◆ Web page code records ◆
☆ ☆ ☆
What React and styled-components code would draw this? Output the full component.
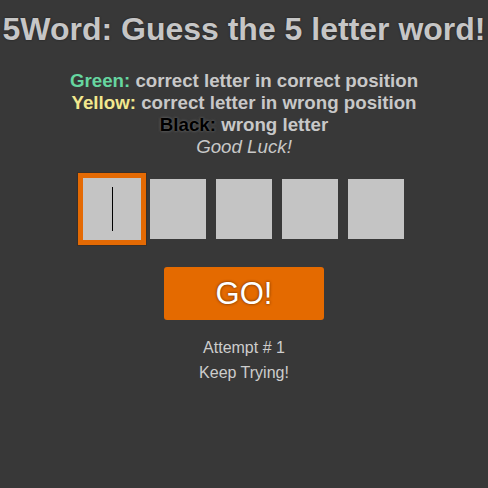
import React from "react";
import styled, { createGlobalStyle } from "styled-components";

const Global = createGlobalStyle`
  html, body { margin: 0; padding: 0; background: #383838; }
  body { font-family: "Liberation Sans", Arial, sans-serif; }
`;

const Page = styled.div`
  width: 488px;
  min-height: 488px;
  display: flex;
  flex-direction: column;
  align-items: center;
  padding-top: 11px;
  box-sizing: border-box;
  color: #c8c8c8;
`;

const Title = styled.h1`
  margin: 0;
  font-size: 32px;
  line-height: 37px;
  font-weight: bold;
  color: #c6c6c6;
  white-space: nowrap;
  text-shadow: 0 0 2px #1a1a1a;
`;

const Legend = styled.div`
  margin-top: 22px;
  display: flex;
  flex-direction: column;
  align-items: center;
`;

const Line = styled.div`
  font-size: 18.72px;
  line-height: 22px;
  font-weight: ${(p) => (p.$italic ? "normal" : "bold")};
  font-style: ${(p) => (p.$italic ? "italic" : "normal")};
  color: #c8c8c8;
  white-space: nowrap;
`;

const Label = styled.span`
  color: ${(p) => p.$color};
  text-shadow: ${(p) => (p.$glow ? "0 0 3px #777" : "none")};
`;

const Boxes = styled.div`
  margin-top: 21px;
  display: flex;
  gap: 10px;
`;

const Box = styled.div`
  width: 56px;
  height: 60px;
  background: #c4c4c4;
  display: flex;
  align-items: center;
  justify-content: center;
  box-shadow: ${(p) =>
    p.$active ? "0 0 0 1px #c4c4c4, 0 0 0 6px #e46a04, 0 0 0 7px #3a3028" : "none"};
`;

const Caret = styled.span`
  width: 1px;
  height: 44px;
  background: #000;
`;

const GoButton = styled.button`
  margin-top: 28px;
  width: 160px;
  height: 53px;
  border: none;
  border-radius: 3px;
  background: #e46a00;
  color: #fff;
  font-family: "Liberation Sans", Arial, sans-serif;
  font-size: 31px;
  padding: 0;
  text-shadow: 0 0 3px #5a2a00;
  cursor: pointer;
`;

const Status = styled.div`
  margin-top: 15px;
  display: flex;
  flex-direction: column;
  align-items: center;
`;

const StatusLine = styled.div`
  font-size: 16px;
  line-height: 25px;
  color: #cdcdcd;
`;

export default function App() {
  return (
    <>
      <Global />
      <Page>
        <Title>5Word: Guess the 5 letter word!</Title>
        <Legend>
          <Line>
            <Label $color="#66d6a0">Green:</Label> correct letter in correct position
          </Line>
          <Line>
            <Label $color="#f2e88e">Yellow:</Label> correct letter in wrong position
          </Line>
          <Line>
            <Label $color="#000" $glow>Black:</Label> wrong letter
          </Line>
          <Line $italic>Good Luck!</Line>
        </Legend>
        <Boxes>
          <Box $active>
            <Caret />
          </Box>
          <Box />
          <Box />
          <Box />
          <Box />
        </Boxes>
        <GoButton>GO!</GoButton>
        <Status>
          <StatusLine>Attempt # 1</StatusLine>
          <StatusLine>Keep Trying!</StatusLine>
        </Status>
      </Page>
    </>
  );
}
☆ ☆ ☆
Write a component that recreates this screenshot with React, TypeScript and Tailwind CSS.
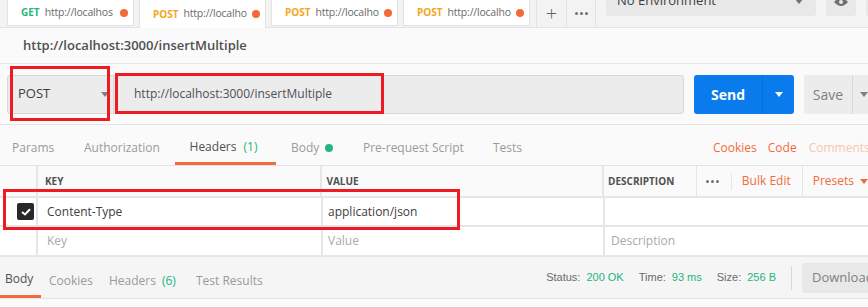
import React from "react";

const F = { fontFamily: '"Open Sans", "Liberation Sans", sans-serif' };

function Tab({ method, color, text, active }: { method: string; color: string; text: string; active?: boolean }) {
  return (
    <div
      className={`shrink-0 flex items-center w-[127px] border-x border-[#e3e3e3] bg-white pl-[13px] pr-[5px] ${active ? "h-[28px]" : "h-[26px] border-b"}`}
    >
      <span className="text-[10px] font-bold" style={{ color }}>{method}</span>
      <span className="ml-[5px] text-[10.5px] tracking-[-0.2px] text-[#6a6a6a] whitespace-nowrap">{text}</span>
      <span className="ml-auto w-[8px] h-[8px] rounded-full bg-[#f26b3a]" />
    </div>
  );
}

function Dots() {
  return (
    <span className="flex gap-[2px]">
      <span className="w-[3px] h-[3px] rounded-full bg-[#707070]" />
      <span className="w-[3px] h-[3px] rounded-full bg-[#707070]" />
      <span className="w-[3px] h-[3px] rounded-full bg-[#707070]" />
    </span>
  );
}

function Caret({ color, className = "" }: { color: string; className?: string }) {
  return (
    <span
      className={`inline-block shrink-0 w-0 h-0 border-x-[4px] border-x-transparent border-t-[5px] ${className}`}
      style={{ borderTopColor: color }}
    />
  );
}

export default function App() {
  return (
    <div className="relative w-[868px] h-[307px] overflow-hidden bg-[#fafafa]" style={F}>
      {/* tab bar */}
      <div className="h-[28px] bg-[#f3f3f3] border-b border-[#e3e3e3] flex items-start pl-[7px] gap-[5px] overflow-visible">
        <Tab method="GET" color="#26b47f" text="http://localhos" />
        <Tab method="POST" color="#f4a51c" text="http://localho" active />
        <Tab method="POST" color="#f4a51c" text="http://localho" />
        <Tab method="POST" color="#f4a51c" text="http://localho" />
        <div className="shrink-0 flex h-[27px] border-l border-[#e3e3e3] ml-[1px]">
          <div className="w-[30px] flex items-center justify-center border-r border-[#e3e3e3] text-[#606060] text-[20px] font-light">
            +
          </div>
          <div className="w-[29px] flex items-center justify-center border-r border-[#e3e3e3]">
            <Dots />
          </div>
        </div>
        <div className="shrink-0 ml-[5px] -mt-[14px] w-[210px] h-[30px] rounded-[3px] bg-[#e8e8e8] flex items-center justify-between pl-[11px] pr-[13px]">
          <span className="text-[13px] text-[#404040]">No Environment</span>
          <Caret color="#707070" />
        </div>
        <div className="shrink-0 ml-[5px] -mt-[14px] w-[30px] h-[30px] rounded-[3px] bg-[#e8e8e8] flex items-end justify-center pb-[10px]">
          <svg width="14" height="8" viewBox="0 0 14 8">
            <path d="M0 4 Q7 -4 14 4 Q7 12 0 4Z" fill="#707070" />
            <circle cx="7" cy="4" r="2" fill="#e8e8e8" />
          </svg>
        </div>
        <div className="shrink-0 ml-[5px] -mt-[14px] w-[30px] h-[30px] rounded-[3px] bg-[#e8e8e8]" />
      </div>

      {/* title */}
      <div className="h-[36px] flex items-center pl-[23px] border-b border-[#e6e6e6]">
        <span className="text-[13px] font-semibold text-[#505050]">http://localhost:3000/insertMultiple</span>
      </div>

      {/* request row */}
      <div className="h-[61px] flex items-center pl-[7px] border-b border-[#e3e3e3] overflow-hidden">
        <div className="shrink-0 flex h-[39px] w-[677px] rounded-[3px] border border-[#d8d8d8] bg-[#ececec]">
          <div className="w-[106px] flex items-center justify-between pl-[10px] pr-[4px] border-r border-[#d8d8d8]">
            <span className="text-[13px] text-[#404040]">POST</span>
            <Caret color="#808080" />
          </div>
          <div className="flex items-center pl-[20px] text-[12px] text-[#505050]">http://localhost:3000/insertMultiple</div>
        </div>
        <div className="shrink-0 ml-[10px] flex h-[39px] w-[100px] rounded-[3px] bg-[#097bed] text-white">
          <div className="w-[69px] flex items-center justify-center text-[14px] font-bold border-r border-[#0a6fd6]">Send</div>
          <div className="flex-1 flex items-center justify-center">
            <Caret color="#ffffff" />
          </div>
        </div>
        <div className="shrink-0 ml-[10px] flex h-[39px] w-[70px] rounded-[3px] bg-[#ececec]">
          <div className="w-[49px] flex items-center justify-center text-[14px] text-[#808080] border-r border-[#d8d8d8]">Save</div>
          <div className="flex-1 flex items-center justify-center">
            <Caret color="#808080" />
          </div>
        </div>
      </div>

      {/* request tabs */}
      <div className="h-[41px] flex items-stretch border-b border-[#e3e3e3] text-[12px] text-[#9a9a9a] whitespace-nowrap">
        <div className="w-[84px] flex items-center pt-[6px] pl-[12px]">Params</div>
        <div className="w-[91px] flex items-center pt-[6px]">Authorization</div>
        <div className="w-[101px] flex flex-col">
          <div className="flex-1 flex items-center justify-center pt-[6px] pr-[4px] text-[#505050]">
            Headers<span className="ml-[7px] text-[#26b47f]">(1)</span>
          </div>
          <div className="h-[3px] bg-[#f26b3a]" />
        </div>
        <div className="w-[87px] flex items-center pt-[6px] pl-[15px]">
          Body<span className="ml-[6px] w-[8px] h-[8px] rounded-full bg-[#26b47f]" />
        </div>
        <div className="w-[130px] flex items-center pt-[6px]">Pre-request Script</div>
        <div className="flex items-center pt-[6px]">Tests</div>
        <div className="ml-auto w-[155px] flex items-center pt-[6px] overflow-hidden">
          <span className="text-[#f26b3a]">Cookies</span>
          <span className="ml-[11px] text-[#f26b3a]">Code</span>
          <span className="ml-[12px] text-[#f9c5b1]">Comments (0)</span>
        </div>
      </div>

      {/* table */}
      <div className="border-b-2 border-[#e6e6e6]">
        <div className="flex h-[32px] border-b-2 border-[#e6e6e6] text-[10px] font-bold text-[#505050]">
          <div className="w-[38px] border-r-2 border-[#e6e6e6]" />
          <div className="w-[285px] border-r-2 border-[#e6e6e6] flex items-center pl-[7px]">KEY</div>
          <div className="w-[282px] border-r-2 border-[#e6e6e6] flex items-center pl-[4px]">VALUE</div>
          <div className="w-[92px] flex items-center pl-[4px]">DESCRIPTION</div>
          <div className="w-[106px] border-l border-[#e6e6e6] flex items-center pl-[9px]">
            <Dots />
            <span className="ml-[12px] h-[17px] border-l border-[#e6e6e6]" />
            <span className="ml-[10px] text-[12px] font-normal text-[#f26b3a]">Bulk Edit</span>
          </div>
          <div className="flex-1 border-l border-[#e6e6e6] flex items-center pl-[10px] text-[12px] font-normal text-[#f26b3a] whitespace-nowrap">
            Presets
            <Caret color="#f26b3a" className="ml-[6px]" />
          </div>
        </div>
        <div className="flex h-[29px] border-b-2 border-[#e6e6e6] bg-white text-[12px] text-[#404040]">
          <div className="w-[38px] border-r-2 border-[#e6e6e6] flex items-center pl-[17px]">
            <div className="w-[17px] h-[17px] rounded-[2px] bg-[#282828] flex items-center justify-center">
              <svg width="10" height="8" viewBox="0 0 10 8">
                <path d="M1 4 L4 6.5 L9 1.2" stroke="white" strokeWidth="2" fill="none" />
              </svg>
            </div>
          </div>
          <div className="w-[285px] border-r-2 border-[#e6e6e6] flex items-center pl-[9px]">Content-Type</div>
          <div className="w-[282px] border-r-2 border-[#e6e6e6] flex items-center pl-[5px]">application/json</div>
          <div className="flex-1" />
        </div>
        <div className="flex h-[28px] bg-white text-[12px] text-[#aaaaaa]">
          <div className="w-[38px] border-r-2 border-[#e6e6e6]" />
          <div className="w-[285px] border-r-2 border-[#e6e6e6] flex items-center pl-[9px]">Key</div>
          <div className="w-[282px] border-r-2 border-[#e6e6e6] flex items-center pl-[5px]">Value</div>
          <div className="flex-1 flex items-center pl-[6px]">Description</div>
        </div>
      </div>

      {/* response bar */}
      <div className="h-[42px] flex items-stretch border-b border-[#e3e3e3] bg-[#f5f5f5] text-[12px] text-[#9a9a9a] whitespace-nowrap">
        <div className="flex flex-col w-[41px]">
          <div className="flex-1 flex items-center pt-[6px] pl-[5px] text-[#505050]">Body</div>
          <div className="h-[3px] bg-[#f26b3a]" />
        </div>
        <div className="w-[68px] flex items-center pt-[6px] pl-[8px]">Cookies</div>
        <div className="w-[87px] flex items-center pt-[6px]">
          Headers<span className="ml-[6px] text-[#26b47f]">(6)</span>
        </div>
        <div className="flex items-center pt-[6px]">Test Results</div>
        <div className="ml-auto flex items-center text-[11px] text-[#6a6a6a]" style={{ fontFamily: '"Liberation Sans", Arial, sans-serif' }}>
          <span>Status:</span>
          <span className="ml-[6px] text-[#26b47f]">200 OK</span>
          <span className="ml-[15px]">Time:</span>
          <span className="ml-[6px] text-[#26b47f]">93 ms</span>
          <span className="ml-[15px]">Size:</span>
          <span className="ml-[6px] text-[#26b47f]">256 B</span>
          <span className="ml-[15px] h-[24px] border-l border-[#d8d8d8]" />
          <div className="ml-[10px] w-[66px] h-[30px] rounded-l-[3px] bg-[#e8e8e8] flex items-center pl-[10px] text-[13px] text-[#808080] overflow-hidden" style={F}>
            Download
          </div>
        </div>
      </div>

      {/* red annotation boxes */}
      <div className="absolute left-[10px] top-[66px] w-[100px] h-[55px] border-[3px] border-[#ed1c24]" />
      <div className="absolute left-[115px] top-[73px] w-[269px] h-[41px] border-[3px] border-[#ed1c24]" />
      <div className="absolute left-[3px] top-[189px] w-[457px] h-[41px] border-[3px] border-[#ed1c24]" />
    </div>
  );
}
☆ ☆ ☆
◆ What is required ◆
Which lines of the data include "components"? Copy each of them.

◆ Solution ◆
What React and styled-components code would draw this? Output the full component.
import styled, { createGlobalStyle } from "styled-components";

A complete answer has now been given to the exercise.